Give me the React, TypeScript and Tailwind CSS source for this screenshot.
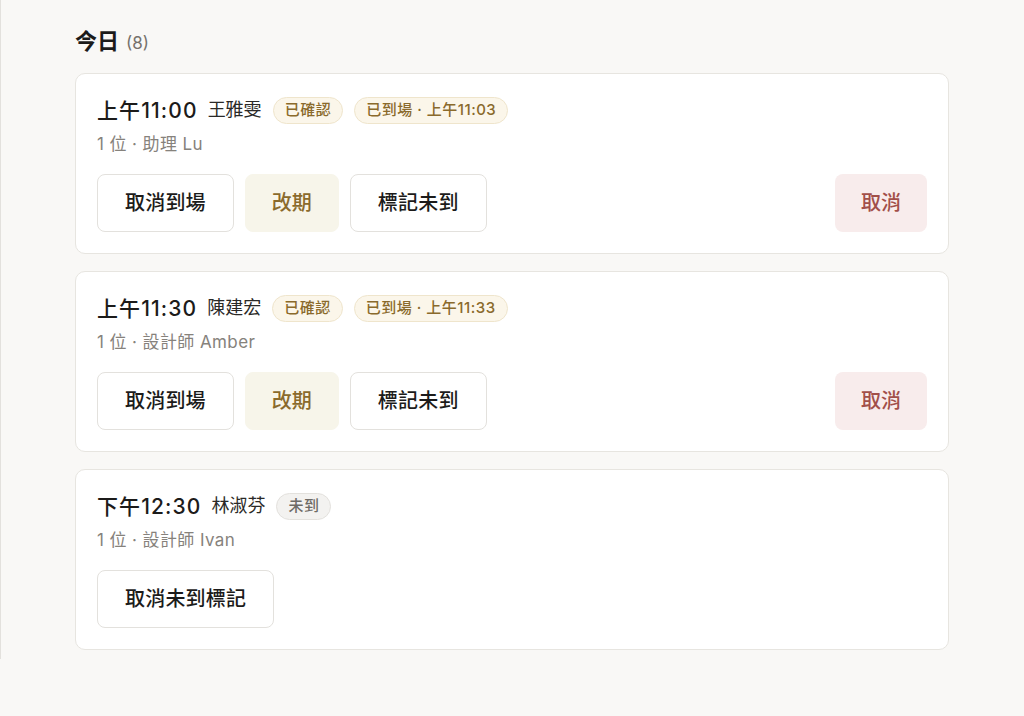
import React from 'react';

type Badge = { label: string; tone: 'gold' | 'gray' };

interface Booking {
  time: string;
  name: string;
  detail: string;
  badges: Badge[];
  actions: { label: string; tone: 'plain' | 'gold' }[];
  cancel?: boolean;
}

const bookings: Booking[] = [
  {
    time: '上午11:00',
    name: '王雅雯',
    detail: '1 位 · 助理 Lu',
    badges: [
      { label: '已確認', tone: 'gold' },
      { label: '已到場 · 上午11:03', tone: 'gold' },
    ],
    actions: [
      { label: '取消到場', tone: 'plain' },
      { label: '改期', tone: 'gold' },
      { label: '標記未到', tone: 'plain' },
    ],
    cancel: true,
  },
  {
    time: '上午11:30',
    name: '陳建宏',
    detail: '1 位 · 設計師 Amber',
    badges: [
      { label: '已確認', tone: 'gold' },
      { label: '已到場 · 上午11:33', tone: 'gold' },
    ],
    actions: [
      { label: '取消到場', tone: 'plain' },
      { label: '改期', tone: 'gold' },
      { label: '標記未到', tone: 'plain' },
    ],
    cancel: true,
  },
  {
    time: '下午12:30',
    name: '林淑芬',
    detail: '1 位 · 設計師 Ivan',
    badges: [{ label: '未到', tone: 'gray' }],
    actions: [{ label: '取消未到標記', tone: 'plain' }],
  },
];

function StatusBadge({ badge }: { badge: Badge }) {
  const tone =
    badge.tone === 'gold'
      ? 'bg-[#fbf6ea] border-[#efe5cc] text-[#8a6a2c]'
      : 'bg-[#f3f2f0] border-[#e3e1dd] text-[#6e6b66]';
  return (
    <span className={`inline-flex items-center h-[27px] px-[11px] rounded-full border text-[15px] font-medium tracking-[0.5px] ${tone}`}>
      {badge.label}
    </span>
  );
}

function BookingCard({ booking }: { booking: Booking }) {
  return (
    <div className="bg-white border border-[#e7e5e0] rounded-[10px] px-[21px] pt-[21px] pb-[21px]">
      <div className="flex items-center h-[30px]">
        <span className="text-[21px] font-medium text-[#1c1b1a] leading-none tracking-[1.1px]">{booking.time}</span>
        <span className="ml-[10px] text-[18px] text-[#2a2927] leading-none">{booking.name}</span>
        <div className="ml-[11px] flex items-center gap-[11px]">
          {booking.badges.map((b) => (
            <StatusBadge key={b.label} badge={b} />
          ))}
        </div>
      </div>
      <div className="mt-[7px] text-[17px] text-[#86827c] leading-[24px] tracking-[0.4px]">{booking.detail}</div>
      <div className="mt-[18px] flex items-center">
        <div className="flex items-center gap-[11px]">
          {booking.actions.map((a) =>
            a.tone === 'gold' ? (
              <button
                key={a.label}
                className="h-[58px] px-[26px] rounded-[8px] border border-[#f7f5ea] bg-[#f7f5ea] text-[#8a6a2c] text-[20px] font-medium"
              >
                {a.label}
              </button>
            ) : (
              <button
                key={a.label}
                className="h-[58px] px-[27px] rounded-[8px] border border-[#e3e1dd] bg-white text-[#1c1b1a] text-[20px] font-medium tracking-[0.2px]"
              >
                {a.label}
              </button>
            )
          )}
        </div>
        {booking.cancel && (
          <button className="ml-auto h-[58px] px-[26px] rounded-[8px] bg-[#f8ecec] text-[#a24f49] text-[20px] font-medium">
            取消
          </button>
        )}
      </div>
    </div>
  );
}

export default function App() {
  return (
    <div
      className="w-[1024px] h-[716px] bg-[#f9f8f6] overflow-hidden"
      style={{ fontFamily: '"Inter", "Noto Sans CJK TC", sans-serif' }}
    >
      <div className="border-l border-[#e3e1dd] pl-[74px] pr-[75px] pt-[25px] pb-[9px]">
        <div className="flex items-baseline h-[30px]">
          <span className="text-[22px] font-bold text-[#1c1b1a]">今日</span>
          <span className="ml-[7px] text-[17px] text-[#76726c]">(8)</span>
        </div>
        <div className="mt-[18px] flex flex-col gap-[17px]">
          {bookings.map((b) => (
            <BookingCard key={b.time} booking={b} />
          ))}
        </div>
      </div>
    </div>
  );
}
——————
Problem ::
Go through the listing above and write it out again exactly, dropping the pictures.

Response for this exercise ::
Give me the React, TypeScript and Tailwind CSS source for this screenshot.
import React from 'react';

type Badge = { label: string; tone: 'gold' | 'gray' };

interface Booking {
  time: string;
  name: string;
  detail: string;
  badges: Badge[];
  actions: { label: string; tone: 'plain' | 'gold' }[];
  cancel?: boolean;
}

const bookings: Booking[] = [
  {
    time: '上午11:00',
    name: '王雅雯',
    detail: '1 位 · 助理 Lu',
    badges: [
      { label: '已確認', tone: 'gold' },
      { label: '已到場 · 上午11:03', tone: 'gold' },
    ],
    actions: [
      { label: '取消到場', tone: 'plain' },
      { label: '改期', tone: 'gold' },
      { label: '標記未到', tone: 'plain' },
    ],
    cancel: true,
  },
  {
    time: '上午11:30',
    name: '陳建宏',
    detail: '1 位 · 設計師 Amber',
    badges: [
      { label: '已確認', tone: 'gold' },
      { label: '已到場 · 上午11:33', tone: 'gold' },
    ],
    actions: [
      { label: '取消到場', tone: 'plain' },
      { label: '改期', tone: 'gold' },
      { label: '標記未到', tone: 'plain' },
    ],
    cancel: true,
  },
  {
    time: '下午12:30',
    name: '林淑芬',
    detail: '1 位 · 設計師 Ivan',
    badges: [{ label: '未到', tone: 'gray' }],
    actions: [{ label: '取消未到標記', tone: 'plain' }],
  },
];

function StatusBadge({ badge }: { badge: Badge }) {
  const tone =
    badge.tone === 'gold'
      ? 'bg-[#fbf6ea] border-[#efe5cc] text-[#8a6a2c]'
      : 'bg-[#f3f2f0] border-[#e3e1dd] text-[#6e6b66]';
  return (
    <span className={`inline-flex items-center h-[27px] px-[11px] rounded-full border text-[15px] font-medium tracking-[0.5px] ${tone}`}>
      {badge.label}
    </span>
  );
}

function BookingCard({ booking }: { booking: Booking }) {
  return (
    <div className="bg-white border border-[#e7e5e0] rounded-[10px] px-[21px] pt-[21px] pb-[21px]">
      <div className="flex items-center h-[30px]">
        <span className="text-[21px] font-medium text-[#1c1b1a] leading-none tracking-[1.1px]">{booking.time}</span>
        <span className="ml-[10px] text-[18px] text-[#2a2927] leading-none">{booking.name}</span>
        <div className="ml-[11px] flex items-center gap-[11px]">
          {booking.badges.map((b) => (
            <StatusBadge key={b.label} badge={b} />
          ))}
        </div>
      </div>
      <div className="mt-[7px] text-[17px] text-[#86827c] leading-[24px] tracking-[0.4px]">{booking.detail}</div>
      <div className="mt-[18px] flex items-center">
        <div className="flex items-center gap-[11px]">
          {booking.actions.map((a) =>
            a.tone === 'gold' ? (
              <button
                key={a.label}
                className="h-[58px] px-[26px] rounded-[8px] border border-[#f7f5ea] bg-[#f7f5ea] text-[#8a6a2c] text-[20px] font-medium"
              >
                {a.label}
              </button>
            ) : (
              <button
                key={a.label}
                className="h-[58px] px-[27px] rounded-[8px] border border-[#e3e1dd] bg-white text-[#1c1b1a] text-[20px] font-medium tracking-[0.2px]"
              >
                {a.label}
              </button>
            )
          )}
        </div>
        {booking.cancel && (
          <button className="ml-auto h-[58px] px-[26px] rounded-[8px] bg-[#f8ecec] text-[#a24f49] text-[20px] font-medium">
            取消
          </button>
        )}
      </div>
    </div>
  );
}

export default function App() {
  return (
    <div
      className="w-[1024px] h-[716px] bg-[#f9f8f6] overflow-hidden"
      style={{ fontFamily: '"Inter", "Noto Sans CJK TC", sans-serif' }}
    >
      <div className="border-l border-[#e3e1dd] pl-[74px] pr-[75px] pt-[25px] pb-[9px]">
        <div className="flex items-baseline h-[30px]">
          <span className="text-[22px] font-bold text-[#1c1b1a]">今日</span>
          <span className="ml-[7px] text-[17px] text-[#76726c]">(8)</span>
        </div>
        <div className="mt-[18px] flex flex-col gap-[17px]">
          {bookings.map((b) => (
            <BookingCard key={b.time} booking={b} />
          ))}
        </div>
      </div>
    </div>
  );
}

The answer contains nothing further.